Lyutvi Mestan, leader of the Movement for Rights and Freedoms, said that Tsvetanov was the “ugly face” of GERB.
Mestan, whose party is said by pollsters to be set for the third-largest number of seats after the election of Bulgaria’s 42nd National Assembly, said that Tsvetanov represented the “moral erosion” of GERB.
“There would be nothing more natural than his immediate dismissal as chairperson of the GERB campaign office and even being excluded from the election ticket,” Mestan said.
“However, if it turns out that Borissov is unable to get rid of his deputy, this will confirm suspicions that the Boss is so heavily dependent on his deputy that the two are even about to swop their jobs,” Mestan said.
“The fact that Tsvetan Tsvetanov has been spying, mostly illegally, is a fact. In this sense, Naidenov did not break news today. The news is that a person from inside the party, from the closest circle around the former prime minister, started talking. This shows the nature of the relations inside GERB. These are relations that are characteristic for another type of organisation from the underground, not for the political parties. It is very likely that President and the Prime Minister are wiretapped, too,” the MRF leader said.

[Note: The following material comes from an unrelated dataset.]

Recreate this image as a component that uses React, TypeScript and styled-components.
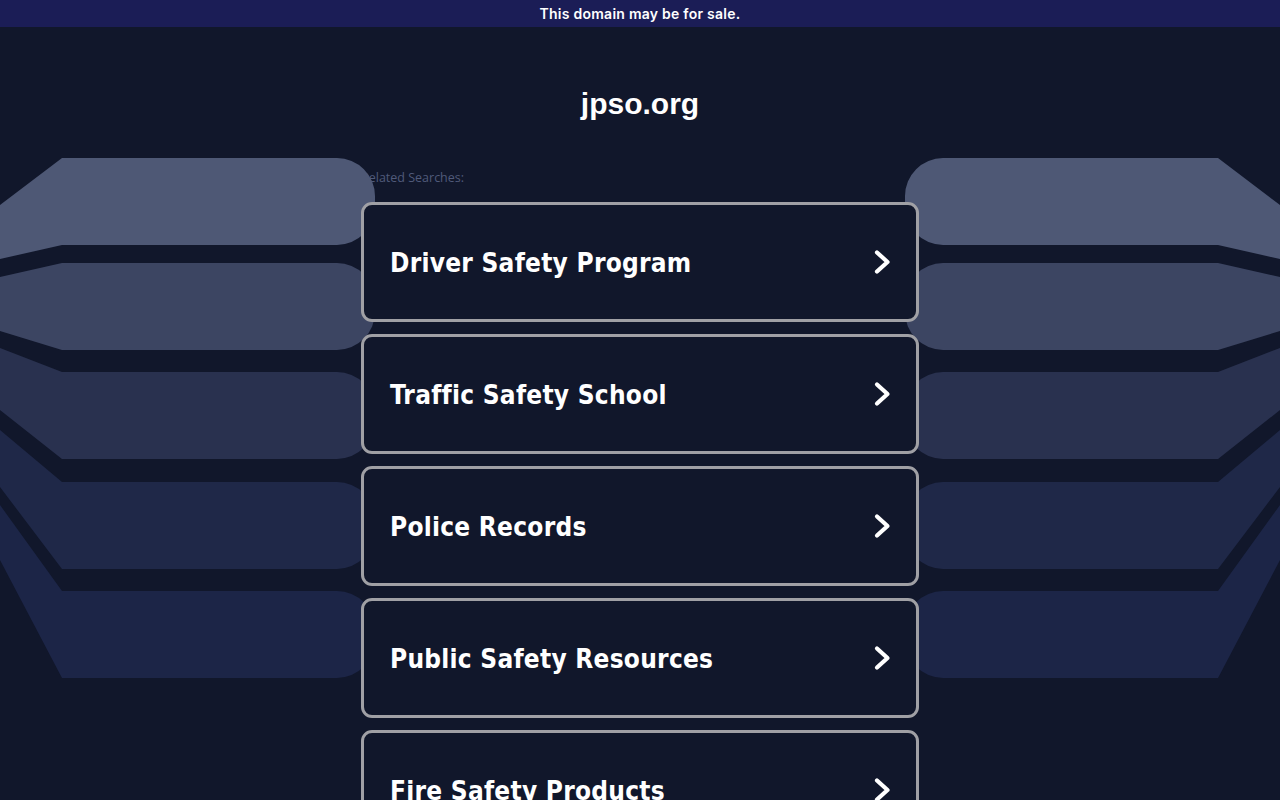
import React from "react";
import styled, { createGlobalStyle } from "styled-components";

const GlobalStyle = createGlobalStyle`
  html, body {
    margin: 0;
    padding: 0;
    background: #11172b;
  }
  body {
    font-family: "Open Sans", "Liberation Sans", sans-serif;
    color: #ffffff;
  }
`;

const Page = styled.div`
  position: relative;
  height: 800px;
  overflow: hidden;
  display: flex;
  flex-direction: column;
  align-items: center;
`;

const TopBar = styled.div`
  align-self: stretch;
  flex-shrink: 0;
  height: 27px;
  background: #1b1d56;
  display: flex;
  align-items: center;
  justify-content: center;
  font-family: "Inter", "Open Sans", sans-serif;
  font-weight: 600;
  font-size: 14px;
  letter-spacing: 0.25px;
  color: #ffffff;
`;

const Title = styled.h1`
  margin: 60px 0 0;
  font-family: "Liberation Sans", Arial, sans-serif;
  font-weight: 700;
  font-size: 30px;
  line-height: 34px;
  color: #ffffff;
`;

const Content = styled.div`
  width: 558px;
  margin-top: 48px;
  display: flex;
  flex-direction: column;
  flex-shrink: 0;
`;

const RelatedLabel = styled.div`
  position: relative;
  z-index: 0;
  font-family: "Open Sans", "Liberation Sans", sans-serif;
  font-size: 12.5px;
  line-height: 17px;
  color: #505a7a;
  margin-bottom: 16px;
`;

const CardList = styled.div`
  position: relative;
  z-index: 2;
  display: flex;
  flex-direction: column;
  gap: 12px;
`;

const Card = styled.a`
  box-sizing: border-box;
  height: 120px;
  border: 3px solid #a0a0a5;
  border-radius: 11px;
  background: #11172b;
  display: flex;
  align-items: center;
  justify-content: space-between;
  padding: 0 25px 0 26px;
  text-decoration: none;
  color: #ffffff;
`;

const CardText = styled.span`
  font-family: "DejaVu Sans Condensed", "DejaVu Sans", Verdana, sans-serif;
  font-stretch: condensed;
  font-weight: 700;
  font-size: 26px;
  letter-spacing: 0.25px;
  line-height: 30px;
  padding-top: 2px;
  color: #ffffff;
`;

const Decor = styled.svg`
  position: absolute;
  left: 0;
  top: 0;
  z-index: 1;
  pointer-events: none;
`;

const bands = [
  { T: 158, a: 205, b: 259, color: "#4e5875" },
  { T: 263, a: 277, b: 331, color: "#3c4562" },
  { T: 372, a: 348, b: 410, color: "#29314f" },
  { T: 482, a: 430, b: 487, color: "#1f2848" },
  { T: 591, a: 505, b: 560, color: "#1c2547" },
];

const bandPath = (T: number, a: number, b: number) => {
  const B = T + 87;
  const r = 38;
  return `M 0 ${a} L 62 ${T} L ${375 - r} ${T} A ${r} ${r} 0 0 1 375 ${T + r} L 375 ${B - r} A ${r} ${r} 0 0 1 ${375 - r} ${B} L 62 ${B} L 0 ${b} Z`;
};

const Chevron = () => (
  <svg width="18" height="26" viewBox="0 0 18 26" fill="none">
    <path
      d="M4 3.5 L14.5 13 L4 22.5"
      stroke="#ffffff"
      strokeWidth="4.2"
      strokeLinecap="round"
      strokeLinejoin="round"
    />
  </svg>
);

const items = [
  "Driver Safety Program",
  "Traffic Safety School",
  "Police Records",
  "Public Safety Resources",
  "Fire Safety Products",
];

export default function App() {
  return (
    <>
      <GlobalStyle />
      <Page>
        <Decor width="1280" height="800" viewBox="0 0 1280 800">
          <g>
            {bands.map((bd, i) => (
              <path key={`l${i}`} d={bandPath(bd.T, bd.a, bd.b)} fill={bd.color} />
            ))}
          </g>
          <g transform="translate(1280 0) scale(-1 1)">
            {bands.map((bd, i) => (
              <path key={`r${i}`} d={bandPath(bd.T, bd.a, bd.b)} fill={bd.color} />
            ))}
          </g>
        </Decor>
        <TopBar>This domain may be for sale.</TopBar>
        <Title>jpso.org</Title>
        <Content>
          <RelatedLabel>Related Searches:</RelatedLabel>
          <CardList>
            {items.map((t) => (
              <Card key={t} href="#">
                <CardText>{t}</CardText>
                <Chevron />
              </Card>
            ))}
          </CardList>
        </Content>
      </Page>
    </>
  );
}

When he spoke on television on the morning of April 25, Naidenov said that he hoped that his statements would give other former ministers the “courage” to come forward.
Within a few hours, two former ministers had spoken critically, of whom both had been fired from their posts by Borissov long before the GERB government left office.
Former economy minister Traicho Traikov and former health minister Stefan Konstantinov said that Naidenov’s claims were credible.
Traikov, among those alleged to have been subject to eavesdropping even after his axing from the cabinet in March 2012, said that when he held meetings, he had left his phone outside the room.
According to Traikov, members of the cabinet had joked with each other about the wiretapping, which Traikov described as an “open secret”.
Konstantinov said that after he became minister, Interior Ministry officials had swept his office for bugs. “They told me, no authorised ones. But unauthorised. They laughed,” he said.